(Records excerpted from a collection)
■ ■ ■

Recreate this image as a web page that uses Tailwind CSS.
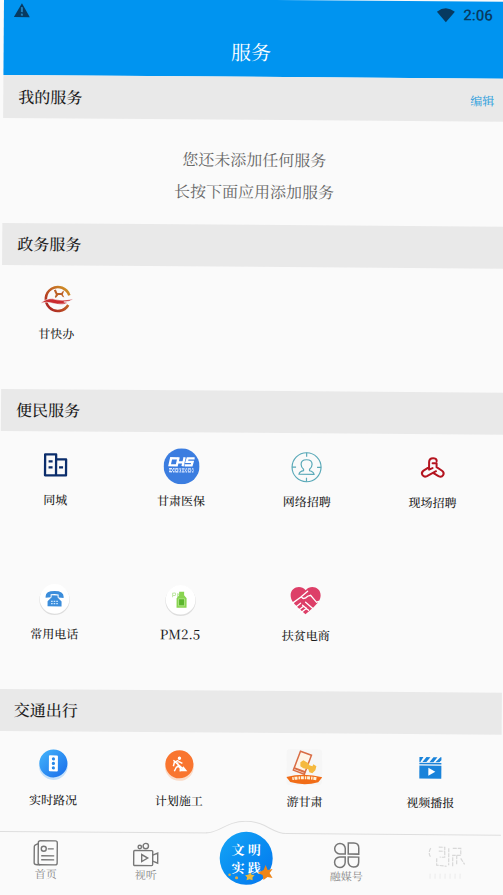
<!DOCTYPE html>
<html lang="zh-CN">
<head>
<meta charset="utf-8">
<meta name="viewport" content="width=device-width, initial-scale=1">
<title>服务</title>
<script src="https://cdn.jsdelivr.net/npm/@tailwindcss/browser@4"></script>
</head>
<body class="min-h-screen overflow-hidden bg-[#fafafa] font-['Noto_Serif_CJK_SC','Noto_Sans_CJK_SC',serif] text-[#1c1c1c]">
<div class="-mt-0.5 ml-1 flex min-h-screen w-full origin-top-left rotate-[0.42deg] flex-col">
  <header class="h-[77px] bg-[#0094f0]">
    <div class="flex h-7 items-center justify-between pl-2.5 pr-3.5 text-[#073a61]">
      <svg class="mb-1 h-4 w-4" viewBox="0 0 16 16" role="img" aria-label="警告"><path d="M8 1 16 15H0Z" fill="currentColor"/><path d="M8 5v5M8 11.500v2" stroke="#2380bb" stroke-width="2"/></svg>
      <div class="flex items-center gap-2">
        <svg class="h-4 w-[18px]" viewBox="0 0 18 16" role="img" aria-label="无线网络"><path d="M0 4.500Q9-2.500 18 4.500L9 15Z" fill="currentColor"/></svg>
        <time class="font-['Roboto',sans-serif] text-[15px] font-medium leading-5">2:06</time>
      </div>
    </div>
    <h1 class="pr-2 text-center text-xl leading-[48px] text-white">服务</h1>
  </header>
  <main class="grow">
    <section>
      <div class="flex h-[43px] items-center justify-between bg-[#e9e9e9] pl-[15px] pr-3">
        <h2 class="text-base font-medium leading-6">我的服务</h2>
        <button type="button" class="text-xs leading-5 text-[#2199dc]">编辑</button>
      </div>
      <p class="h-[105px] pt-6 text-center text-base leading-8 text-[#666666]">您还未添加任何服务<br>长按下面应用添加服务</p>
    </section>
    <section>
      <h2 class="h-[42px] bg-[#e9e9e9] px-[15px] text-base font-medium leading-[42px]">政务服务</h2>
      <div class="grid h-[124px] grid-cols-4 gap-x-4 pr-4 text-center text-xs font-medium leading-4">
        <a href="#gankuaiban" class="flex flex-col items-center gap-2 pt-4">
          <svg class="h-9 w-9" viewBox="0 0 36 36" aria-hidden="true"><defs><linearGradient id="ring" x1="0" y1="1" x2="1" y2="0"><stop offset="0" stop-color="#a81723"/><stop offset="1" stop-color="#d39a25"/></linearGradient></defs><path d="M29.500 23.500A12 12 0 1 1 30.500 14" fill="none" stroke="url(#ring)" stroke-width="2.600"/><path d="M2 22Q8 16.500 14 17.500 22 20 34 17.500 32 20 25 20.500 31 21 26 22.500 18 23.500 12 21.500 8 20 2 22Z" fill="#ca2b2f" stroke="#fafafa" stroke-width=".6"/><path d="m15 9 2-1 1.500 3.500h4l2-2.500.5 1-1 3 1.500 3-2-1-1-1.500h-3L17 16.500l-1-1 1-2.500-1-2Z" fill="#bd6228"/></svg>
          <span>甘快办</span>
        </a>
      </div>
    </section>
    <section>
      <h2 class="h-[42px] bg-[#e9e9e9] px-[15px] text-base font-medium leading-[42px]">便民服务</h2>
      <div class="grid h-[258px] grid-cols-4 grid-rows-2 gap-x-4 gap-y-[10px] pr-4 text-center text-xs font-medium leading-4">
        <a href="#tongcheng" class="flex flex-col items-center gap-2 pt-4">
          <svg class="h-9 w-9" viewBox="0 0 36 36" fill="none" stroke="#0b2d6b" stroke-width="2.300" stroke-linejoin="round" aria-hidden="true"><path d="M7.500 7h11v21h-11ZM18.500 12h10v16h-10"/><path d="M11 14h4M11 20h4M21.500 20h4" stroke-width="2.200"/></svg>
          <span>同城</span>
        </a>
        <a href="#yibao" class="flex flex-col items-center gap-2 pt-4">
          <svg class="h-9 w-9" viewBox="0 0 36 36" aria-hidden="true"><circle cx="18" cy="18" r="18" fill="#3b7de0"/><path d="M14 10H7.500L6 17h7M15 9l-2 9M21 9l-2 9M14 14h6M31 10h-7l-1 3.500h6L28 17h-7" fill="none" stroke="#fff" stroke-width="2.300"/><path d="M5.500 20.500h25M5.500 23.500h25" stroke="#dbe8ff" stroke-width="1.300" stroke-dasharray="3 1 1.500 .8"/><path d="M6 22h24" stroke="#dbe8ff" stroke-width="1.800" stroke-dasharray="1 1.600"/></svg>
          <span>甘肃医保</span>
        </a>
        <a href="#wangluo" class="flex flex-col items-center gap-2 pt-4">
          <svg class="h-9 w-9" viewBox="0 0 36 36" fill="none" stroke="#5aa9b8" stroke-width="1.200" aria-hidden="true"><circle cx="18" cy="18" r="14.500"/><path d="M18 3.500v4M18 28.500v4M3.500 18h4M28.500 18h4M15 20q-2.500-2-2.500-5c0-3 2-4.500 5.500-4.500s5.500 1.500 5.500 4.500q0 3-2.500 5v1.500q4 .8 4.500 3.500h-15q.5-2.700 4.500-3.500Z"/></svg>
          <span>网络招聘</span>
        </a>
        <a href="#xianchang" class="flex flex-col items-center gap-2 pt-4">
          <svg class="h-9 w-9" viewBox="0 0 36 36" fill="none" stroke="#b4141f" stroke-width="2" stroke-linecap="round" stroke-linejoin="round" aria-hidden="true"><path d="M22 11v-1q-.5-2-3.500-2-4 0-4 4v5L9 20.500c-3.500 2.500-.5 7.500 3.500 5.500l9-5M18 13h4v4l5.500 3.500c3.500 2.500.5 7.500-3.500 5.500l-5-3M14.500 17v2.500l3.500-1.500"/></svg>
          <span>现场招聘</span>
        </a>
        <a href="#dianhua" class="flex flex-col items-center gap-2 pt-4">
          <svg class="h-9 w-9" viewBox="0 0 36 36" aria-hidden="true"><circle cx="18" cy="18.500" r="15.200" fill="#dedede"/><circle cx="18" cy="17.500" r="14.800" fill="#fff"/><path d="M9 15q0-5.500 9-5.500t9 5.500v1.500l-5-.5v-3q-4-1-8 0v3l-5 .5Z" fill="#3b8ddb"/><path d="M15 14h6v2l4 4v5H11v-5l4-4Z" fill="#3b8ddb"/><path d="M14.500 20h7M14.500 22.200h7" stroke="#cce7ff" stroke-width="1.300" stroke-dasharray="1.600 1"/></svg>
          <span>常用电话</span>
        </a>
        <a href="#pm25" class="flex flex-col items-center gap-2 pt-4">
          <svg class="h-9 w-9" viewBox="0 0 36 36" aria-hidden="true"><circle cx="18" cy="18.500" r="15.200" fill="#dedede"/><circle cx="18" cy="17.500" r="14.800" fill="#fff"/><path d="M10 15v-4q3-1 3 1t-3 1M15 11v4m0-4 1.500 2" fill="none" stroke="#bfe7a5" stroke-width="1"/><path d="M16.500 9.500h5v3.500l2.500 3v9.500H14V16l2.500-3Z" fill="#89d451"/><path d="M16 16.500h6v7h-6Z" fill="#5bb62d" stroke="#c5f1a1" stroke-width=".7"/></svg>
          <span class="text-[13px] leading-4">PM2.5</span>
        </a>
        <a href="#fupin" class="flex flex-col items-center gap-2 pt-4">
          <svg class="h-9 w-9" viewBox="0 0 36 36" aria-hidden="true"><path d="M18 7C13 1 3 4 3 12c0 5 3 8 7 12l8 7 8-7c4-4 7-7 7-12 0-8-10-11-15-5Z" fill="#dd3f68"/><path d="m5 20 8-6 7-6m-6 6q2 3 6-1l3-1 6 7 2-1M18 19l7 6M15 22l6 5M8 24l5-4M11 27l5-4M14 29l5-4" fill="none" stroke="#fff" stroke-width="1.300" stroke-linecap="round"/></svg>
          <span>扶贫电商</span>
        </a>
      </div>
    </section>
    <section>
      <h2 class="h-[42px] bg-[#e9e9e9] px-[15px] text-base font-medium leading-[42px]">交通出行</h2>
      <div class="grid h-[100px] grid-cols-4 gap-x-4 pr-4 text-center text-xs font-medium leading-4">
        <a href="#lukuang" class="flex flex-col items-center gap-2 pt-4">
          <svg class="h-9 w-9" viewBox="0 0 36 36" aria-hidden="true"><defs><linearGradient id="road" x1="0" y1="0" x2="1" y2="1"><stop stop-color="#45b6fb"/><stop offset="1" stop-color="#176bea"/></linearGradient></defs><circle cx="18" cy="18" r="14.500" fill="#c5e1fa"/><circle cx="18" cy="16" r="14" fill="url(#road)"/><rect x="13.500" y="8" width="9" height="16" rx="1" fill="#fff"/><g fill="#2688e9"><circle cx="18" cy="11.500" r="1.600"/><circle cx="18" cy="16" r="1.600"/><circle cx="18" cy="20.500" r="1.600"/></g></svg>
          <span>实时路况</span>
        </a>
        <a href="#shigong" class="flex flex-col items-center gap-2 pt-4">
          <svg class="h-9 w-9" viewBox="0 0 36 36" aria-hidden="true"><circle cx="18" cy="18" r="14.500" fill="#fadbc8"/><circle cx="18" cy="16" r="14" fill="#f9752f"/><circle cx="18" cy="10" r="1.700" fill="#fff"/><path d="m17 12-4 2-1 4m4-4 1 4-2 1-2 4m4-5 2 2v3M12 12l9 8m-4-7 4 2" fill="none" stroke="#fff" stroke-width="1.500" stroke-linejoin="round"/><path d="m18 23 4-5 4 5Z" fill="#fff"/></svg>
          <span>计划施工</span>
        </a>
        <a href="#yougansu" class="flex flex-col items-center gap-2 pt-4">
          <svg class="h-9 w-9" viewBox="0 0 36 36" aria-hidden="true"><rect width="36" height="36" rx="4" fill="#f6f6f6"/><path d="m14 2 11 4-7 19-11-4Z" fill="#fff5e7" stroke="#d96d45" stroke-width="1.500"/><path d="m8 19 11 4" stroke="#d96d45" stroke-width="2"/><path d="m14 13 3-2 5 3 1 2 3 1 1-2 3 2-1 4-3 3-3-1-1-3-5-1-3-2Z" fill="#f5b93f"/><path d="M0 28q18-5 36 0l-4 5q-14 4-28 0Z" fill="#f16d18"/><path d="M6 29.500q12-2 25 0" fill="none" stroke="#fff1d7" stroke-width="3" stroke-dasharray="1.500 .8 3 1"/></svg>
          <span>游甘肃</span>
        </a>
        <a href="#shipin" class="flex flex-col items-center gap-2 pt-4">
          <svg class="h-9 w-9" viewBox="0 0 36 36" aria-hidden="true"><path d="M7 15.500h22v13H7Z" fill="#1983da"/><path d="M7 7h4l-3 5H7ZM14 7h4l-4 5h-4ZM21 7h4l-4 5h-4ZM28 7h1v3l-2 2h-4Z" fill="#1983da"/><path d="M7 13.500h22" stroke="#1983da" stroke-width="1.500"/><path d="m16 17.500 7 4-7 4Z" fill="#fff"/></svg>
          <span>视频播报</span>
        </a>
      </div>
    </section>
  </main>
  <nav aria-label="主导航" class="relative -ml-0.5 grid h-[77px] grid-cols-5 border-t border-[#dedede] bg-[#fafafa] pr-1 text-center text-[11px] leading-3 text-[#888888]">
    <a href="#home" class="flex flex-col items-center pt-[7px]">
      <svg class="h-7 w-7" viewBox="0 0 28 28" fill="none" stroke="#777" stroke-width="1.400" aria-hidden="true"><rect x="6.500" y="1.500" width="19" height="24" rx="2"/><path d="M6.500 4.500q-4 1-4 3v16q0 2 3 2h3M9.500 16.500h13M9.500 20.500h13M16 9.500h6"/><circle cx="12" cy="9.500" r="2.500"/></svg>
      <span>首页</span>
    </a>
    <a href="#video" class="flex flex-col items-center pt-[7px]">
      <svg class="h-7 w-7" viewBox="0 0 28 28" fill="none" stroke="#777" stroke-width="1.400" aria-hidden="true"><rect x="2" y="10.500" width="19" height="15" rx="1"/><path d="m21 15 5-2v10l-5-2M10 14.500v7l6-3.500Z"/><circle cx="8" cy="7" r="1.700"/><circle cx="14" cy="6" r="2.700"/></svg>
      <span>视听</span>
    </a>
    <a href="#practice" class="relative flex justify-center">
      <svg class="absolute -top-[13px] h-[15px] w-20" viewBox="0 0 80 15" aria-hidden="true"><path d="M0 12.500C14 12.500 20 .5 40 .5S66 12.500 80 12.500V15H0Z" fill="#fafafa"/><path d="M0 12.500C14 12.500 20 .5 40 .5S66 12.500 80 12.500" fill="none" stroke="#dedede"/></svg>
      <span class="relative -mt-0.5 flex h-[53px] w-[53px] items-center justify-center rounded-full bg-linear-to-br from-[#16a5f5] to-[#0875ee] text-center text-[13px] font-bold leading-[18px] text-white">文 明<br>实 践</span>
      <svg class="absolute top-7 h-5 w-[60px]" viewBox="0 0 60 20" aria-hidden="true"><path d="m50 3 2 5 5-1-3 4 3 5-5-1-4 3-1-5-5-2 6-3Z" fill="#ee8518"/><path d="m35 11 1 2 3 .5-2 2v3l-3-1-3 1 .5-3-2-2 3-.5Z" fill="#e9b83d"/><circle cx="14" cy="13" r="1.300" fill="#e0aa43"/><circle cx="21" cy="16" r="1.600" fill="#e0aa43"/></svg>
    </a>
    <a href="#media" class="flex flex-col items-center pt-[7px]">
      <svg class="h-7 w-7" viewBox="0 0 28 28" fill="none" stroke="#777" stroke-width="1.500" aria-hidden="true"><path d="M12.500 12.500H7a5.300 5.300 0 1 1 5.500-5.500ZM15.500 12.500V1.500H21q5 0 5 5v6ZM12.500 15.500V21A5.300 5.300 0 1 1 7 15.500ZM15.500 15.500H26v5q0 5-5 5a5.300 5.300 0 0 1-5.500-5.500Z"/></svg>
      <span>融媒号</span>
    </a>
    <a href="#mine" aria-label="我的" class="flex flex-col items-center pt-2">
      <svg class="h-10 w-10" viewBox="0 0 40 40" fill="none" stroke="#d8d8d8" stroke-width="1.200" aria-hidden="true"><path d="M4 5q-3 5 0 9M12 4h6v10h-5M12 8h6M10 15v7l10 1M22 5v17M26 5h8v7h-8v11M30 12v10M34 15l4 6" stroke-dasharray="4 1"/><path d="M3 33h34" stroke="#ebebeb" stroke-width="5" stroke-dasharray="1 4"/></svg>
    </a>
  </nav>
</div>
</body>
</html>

■ ■ ■

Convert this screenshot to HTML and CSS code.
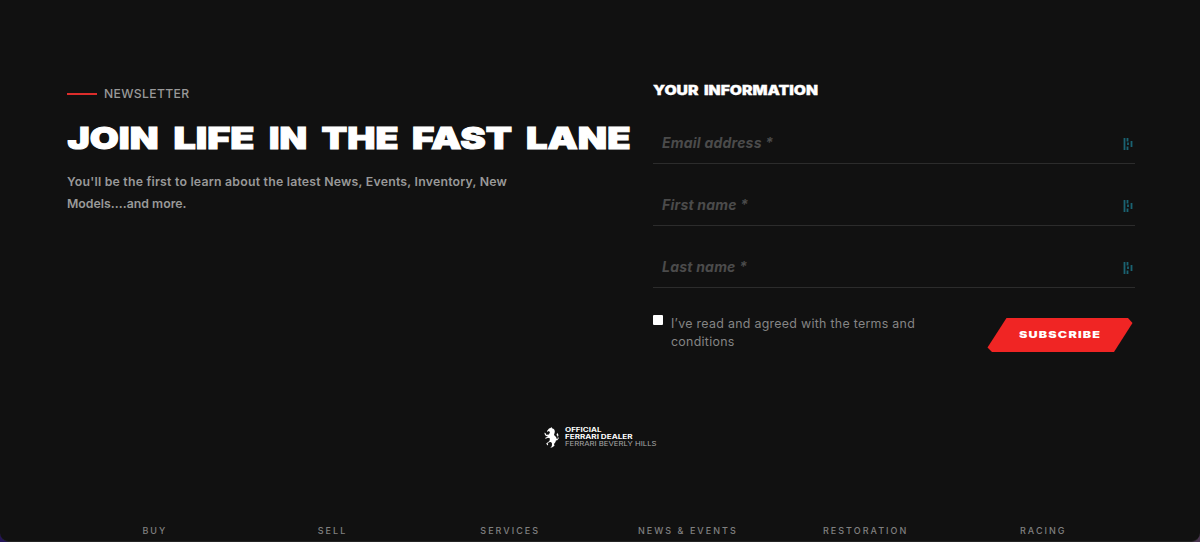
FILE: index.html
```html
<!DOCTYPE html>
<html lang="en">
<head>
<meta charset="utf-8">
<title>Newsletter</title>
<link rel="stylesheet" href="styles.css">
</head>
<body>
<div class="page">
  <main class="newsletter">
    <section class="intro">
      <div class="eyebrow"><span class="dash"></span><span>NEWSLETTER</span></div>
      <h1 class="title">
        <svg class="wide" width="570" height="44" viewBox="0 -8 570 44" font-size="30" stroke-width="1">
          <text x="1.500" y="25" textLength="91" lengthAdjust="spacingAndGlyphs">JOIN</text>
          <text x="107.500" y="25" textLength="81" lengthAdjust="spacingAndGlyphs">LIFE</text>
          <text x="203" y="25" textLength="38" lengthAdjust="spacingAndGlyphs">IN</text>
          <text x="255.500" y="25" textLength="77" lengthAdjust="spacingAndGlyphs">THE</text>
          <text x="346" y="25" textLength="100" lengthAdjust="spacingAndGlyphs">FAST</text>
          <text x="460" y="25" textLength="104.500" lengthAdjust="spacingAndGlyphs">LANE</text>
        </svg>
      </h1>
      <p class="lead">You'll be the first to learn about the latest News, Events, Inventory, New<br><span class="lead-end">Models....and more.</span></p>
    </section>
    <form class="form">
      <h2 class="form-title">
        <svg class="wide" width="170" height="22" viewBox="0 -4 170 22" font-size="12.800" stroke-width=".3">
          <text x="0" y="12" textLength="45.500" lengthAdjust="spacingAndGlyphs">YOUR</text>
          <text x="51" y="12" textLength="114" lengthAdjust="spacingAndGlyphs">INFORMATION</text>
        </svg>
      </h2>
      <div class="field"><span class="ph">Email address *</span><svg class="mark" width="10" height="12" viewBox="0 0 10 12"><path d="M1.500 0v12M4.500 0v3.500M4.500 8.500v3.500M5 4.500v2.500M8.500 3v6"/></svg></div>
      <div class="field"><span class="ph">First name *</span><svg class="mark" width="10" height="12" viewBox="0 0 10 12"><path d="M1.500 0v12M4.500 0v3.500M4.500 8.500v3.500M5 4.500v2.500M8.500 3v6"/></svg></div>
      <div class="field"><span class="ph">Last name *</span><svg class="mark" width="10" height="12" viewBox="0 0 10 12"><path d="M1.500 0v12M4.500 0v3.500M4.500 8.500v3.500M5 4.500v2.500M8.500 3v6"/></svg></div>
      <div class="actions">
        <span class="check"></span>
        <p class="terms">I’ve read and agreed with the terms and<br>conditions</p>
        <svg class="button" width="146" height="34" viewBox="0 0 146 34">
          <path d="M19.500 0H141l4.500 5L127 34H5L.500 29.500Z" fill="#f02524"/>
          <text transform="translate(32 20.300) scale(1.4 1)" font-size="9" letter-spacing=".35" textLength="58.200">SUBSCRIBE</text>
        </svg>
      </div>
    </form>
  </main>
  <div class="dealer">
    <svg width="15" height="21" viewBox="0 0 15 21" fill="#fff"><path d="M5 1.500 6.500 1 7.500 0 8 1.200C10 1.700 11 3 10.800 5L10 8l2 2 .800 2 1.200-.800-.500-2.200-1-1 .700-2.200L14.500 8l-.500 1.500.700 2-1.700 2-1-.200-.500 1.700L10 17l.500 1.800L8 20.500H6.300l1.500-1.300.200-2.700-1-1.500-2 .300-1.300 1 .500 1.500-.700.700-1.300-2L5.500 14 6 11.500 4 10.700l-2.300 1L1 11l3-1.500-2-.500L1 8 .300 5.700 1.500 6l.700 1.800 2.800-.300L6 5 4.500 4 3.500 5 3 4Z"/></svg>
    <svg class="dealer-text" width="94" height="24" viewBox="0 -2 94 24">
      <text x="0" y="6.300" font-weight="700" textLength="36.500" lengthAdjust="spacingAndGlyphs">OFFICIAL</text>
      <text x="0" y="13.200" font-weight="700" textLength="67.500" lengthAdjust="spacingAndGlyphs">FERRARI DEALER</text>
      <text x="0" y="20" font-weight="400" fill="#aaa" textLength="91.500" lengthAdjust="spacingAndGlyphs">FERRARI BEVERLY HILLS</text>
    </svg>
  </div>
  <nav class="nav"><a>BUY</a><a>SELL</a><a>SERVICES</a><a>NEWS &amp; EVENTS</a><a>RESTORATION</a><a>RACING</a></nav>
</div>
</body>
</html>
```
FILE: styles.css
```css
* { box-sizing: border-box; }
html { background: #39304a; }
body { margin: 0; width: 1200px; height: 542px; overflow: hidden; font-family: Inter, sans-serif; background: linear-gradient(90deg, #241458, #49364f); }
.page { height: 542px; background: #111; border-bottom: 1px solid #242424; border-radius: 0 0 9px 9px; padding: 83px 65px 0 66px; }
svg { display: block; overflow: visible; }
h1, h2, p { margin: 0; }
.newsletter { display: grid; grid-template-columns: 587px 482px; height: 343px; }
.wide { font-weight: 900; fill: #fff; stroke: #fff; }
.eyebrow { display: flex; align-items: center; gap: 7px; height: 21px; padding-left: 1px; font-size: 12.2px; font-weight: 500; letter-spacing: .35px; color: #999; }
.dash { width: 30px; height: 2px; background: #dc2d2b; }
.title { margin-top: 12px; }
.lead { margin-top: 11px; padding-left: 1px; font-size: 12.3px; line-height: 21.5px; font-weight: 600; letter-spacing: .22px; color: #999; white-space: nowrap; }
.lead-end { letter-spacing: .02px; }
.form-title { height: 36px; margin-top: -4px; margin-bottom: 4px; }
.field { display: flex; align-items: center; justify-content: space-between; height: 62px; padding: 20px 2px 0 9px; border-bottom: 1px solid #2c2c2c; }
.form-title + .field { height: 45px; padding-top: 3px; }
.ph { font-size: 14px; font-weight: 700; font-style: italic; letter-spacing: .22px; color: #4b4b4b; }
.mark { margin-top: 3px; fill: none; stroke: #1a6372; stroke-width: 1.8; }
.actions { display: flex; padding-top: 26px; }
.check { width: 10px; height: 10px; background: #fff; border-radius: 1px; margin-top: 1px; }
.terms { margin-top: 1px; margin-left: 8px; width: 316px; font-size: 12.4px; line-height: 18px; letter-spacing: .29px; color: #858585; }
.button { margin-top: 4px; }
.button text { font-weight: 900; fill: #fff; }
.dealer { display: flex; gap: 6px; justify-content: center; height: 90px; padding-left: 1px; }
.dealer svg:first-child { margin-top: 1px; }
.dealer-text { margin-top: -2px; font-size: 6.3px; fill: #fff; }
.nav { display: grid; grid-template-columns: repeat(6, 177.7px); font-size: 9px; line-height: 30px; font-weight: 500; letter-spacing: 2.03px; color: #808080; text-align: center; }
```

■ ■ ■

DESCRIPTION OF THE TASK> Extract every line from the records above that contains the word "this".

EXERCISE ANSWER>
Recreate this image as a web page that uses Tailwind CSS.
Convert this screenshot to HTML and CSS code.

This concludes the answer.